Sunday, August 14, 2011

Familiarity Breeds Appreciation, How Friends Season 7 Earned A Warm Place In My Heart.

The Good: Funny, Good character development, Good plots
The Bad: Clip show, Reliance on guest actors seems cheap.
The Basics: On DVD, Friends Season 7 is a decent collection of some very funny sitcom episodes and is worthwhile for anyone who likes good characters.

Many television shows have quite a bit of difficulty in keeping the feel of the show fresh after a certain point. In fact, the seventh season of a program has traditionally been the final season for many long-running shows because the producers simply feel that they have told all of the stories they want to tell and the actors are ready to move on to other projects. This is, surprisingly, not how it is with Friends. With the seventh season of Friends, the television series grew past the need for some very simple jokes and into a realm where the characters truly came alive and became vibrant in ways that they had not been before. As I go through Friends again and review the seasons, I have to admit that I have a special attachment to season seven of the series: this is where I came in. I tended to watch Friends in syndication and this was the season where I was walking past my mother's room while she was watching an episode and it actually caught my attention. I could finally see the appeal of the show and I began to grow attached to some of the characters.

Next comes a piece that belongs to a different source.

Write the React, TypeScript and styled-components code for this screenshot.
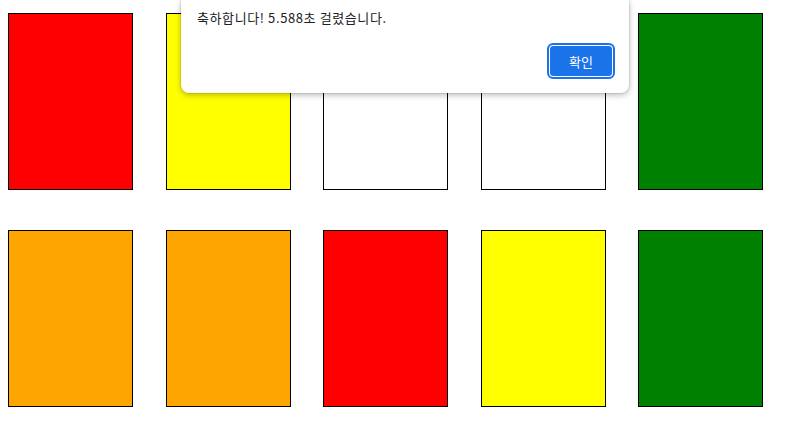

On DVD, Friends The Complete Seventh Season the season is generally serialized building off the prior year's proposal between Chandler and Monica. As the season leads pretty directly to their wedding, the viewer has the sense the show and characters are going somewhere. And on that journey there are surprisingly few pitfalls, but when they come they are annoying. Chief among these would have to be the clip show near the end of the season. There is something inherently offensive about paying money for a DVD set where there is a flashback episode and it is even more problematic when one knows how ridiculously overpaid the actors were for the series. New WGA rule: If your stars are being paid more than $100,000 an episode, you need to produce! No clipshows!

That said, the seventh season of Friends is surprisingly solid, but most of it focuses on the build-up to the wedding. This is the season where Monica and Chandler prepare for their wedding and Joey discovers Rachel's erotic novel and mocks her mercilessly for it. Eager for the recipe, Monica tries to reverse engineer Phoebe's grandmother's chocolate chip cookies (with hilarious results) and Chandler proves to be entirely anti-photogenic when it comes time to have a wedding announcement picture taken. Phoebe and Rachel have to duke it out for position of Maid Of Honor for Monica and Janice resurfaces and learns of the engagement. Meanwhile, Rachel hires an assistant (Tag) based on his good looks and by Thanksgiving the two are dating. And when the apartment is ready, Phoebe moves back into her own place.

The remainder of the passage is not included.